なんで200以上も前に死んだ人の心臓が残っているのかというと、ルイ17世の解剖を担当した医師が心臓をハンカチでくるんで持ちだし、アルコールに漬けた後に乾燥させたとのこと。その後心臓はさまざまな人の手にわたったそうだけど、最終的にはサン・ドニ大聖堂に安置されたのだ。
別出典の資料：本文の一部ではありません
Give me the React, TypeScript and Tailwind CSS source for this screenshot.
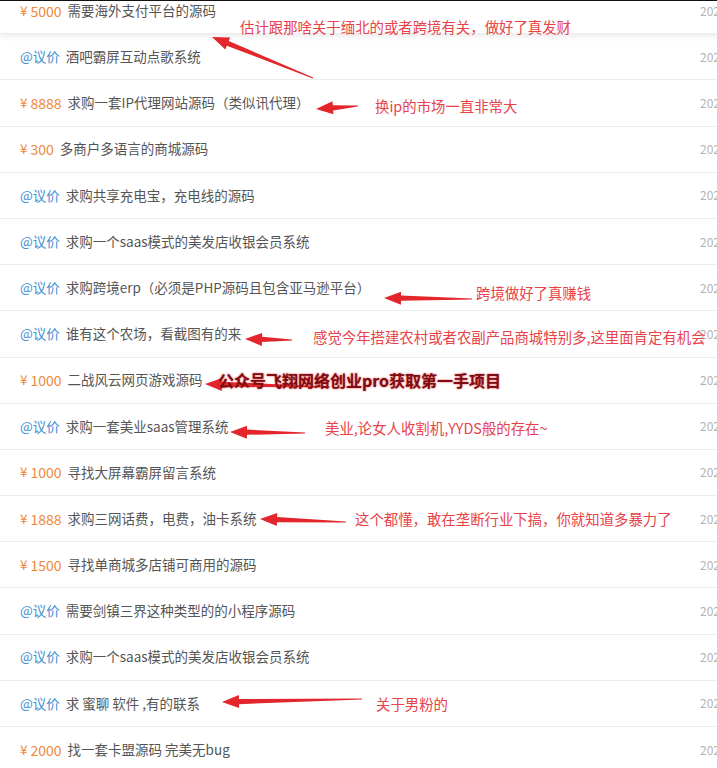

2000年にDNA鑑定が行われたきっかけは、数ある自称者のなかでも最も有名なシャルル・ギヨーム・ノンドルフさん(1845年没)が本物かどうかを確かめるため。このノンドルフさんは、1833年に「オレ様ちゃんはルイ14世だもんね!」と名乗ったのだけれど誰一人相手にせず、イギリスに追放されちゃった人。だけど、あつかましいというかなんというか、彼の子孫は王家の苗字である「ブルボン」を名乗っているそうなのだ。その子孫の1人であるシャルル・ルイ・エドモン・ド・ブルボンさんは、この鑑定結果に「こんなのウソっぱちだ! (検査を行った教授は)オレたちを破滅させようとしているんだ!」と猛抗議中だとか。
ちなみに、ノンドルフさんのDNAは何度検査してもマリー・アントワネットやその親族とは一致しなかったそうな。うーん。
ルイ17世は、革命の足音が聞こえる1789年に兄が死んだことによって王太子となり、父母を処刑され、孤独で陰惨な幽閉生活を送らされた挙げ句に10歳で病死した。「暴君の子として当然の報い」という革命側の市民の呵責ない所業は、すばらしさばかり強調されるフランス革命のダークサイドとして、もっと語られるべきなのではないだろうか。過酷な死の後も体の一部をもてあそばれたシャルル王子。もう二度と世に出ないことを祈るばかりなのだ。